El suizo Klee, tan conocido por su estilo surrealista y abstracto que derivó en el “arte degenerado”, no fue el único de los exponentes de la Bauhaus en pintura. Tras huir de la Unión Soviética, el ruso Vasily Kandisnky también hizo parte de la escuela y marcó un estilo basado en estudio de las formas, que marcó a pintores como Josef Albers.
La Bauhaus, al mismo tiempo en que empezó a dominar las artes plásticas, también empezó a impactar el diseño. Algunas obras son demostrativas de su impacto, como Las Sillas de Marcel Breuer (1925), conocida como La Silla Willy; La Tetera de Marianne Brandt (1927); La Lámpara de William Wagendelf; y, por supuesto, El Pomo de la Puerta de Bauhaus de Gropius.

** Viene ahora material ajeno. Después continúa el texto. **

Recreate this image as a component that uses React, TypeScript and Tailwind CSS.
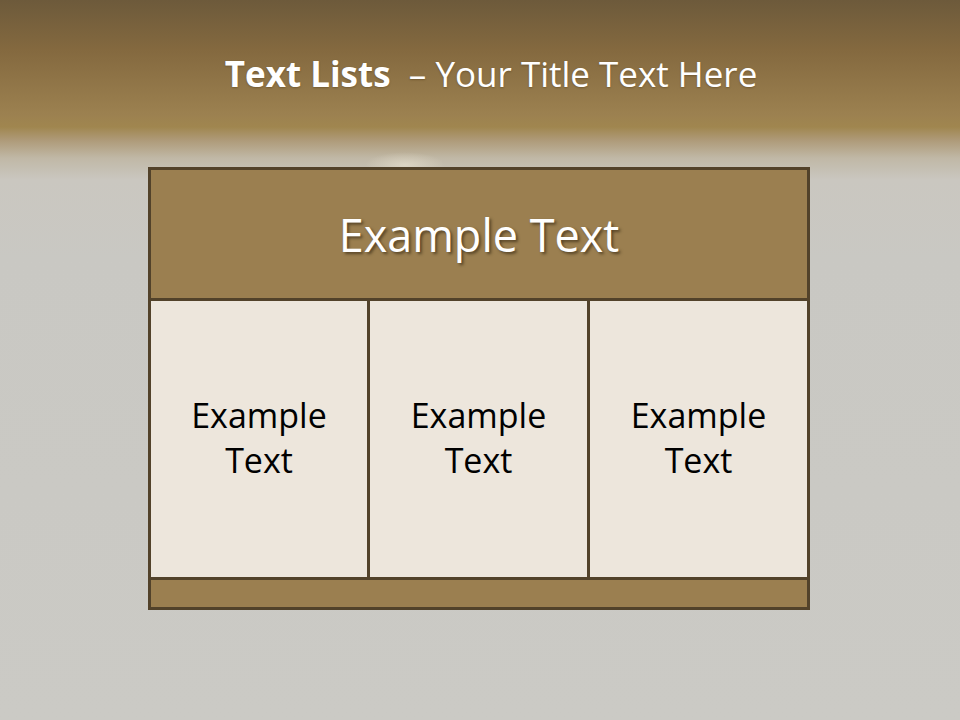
import React from "react";

export default function App() {
  const font = { fontFamily: '"Open Sans", "Noto Sans", sans-serif' };
  return (
    <div
      className="relative w-[960px] h-[720px] overflow-hidden flex flex-col bg-[linear-gradient(to_bottom,#6d5a3b_0px,#84693f_50px,#9c8150_115px,#a0864f_127px,#ae9a78_140px,#c0b8a6_158px,#cac7c0_180px,#c9c8c3_260px,#cbcac5_720px)]"
      style={font}
    >
      <div className="absolute left-[365px] top-[152px] w-[80px] h-[26px] rounded-full bg-[radial-gradient(ellipse_at_center,rgba(235,228,210,0.6),rgba(235,228,210,0)_70%)]" />
      <div className="h-[167px] flex justify-center pt-[49px] pl-[22px]">
        <div className="text-white text-[35px] leading-[50px] whitespace-nowrap [text-shadow:0_1px_2px_rgba(60,40,10,0.35)]">
          <span className="font-bold">Text Lists</span>
          <span>&nbsp; – Your Title Text Here</span>
        </div>
      </div>
      <div className="relative ml-[148px] w-[662px] h-[443px] border-[3px] border-[#52422a] flex flex-col">
        <div className="h-[131px] bg-[#9b7f50] flex items-center justify-center border-b-[3px] border-[#52422a]">
          <span className="text-white text-[45px] leading-none [text-shadow:2px_2px_3px_rgba(40,28,10,0.6)]">
            Example Text
          </span>
        </div>
        <div className="flex-1 grid grid-cols-[219px_220px_1fr] bg-[#ede6dc]">
          {[0, 1, 2].map((i) => (
            <div
              key={i}
              className={`flex items-center justify-center text-center text-black text-[34px] leading-[45px] pb-[3px] ${i < 2 ? "border-r-[3px] border-[#52422a]" : ""}`}
            >
              Example
              <br />
              Text
            </div>
          ))}
        </div>
        <div className="h-[30px] bg-[#9b7f50] border-t-[3px] border-[#52422a]" />
      </div>
    </div>
  );
}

Eso sí, como todo movimiento, el fundado por Gropius no estuvo ajeno a las críticas. En una tesis titulada From Bauhaus to Our House, el diseñador Tom Wolfe acusó a la Bauhaus de “blancura, ligereza y sobriedad”, eliminando el sentido del “afecto”, “el placer” y el “azar”. Varios críticos y artistas han compartido la opinión de Wolfe, aduciendo que representaba, al final, una camisa de fuerza para la libertad creativa.
A 100 años de su fundación en la parte oriental de Alemania, la Bauhaus está vigente en el mundo de las artes y, en momentos de escepticismo existencial y adoración a la tecnología, se convierte en un antídoto.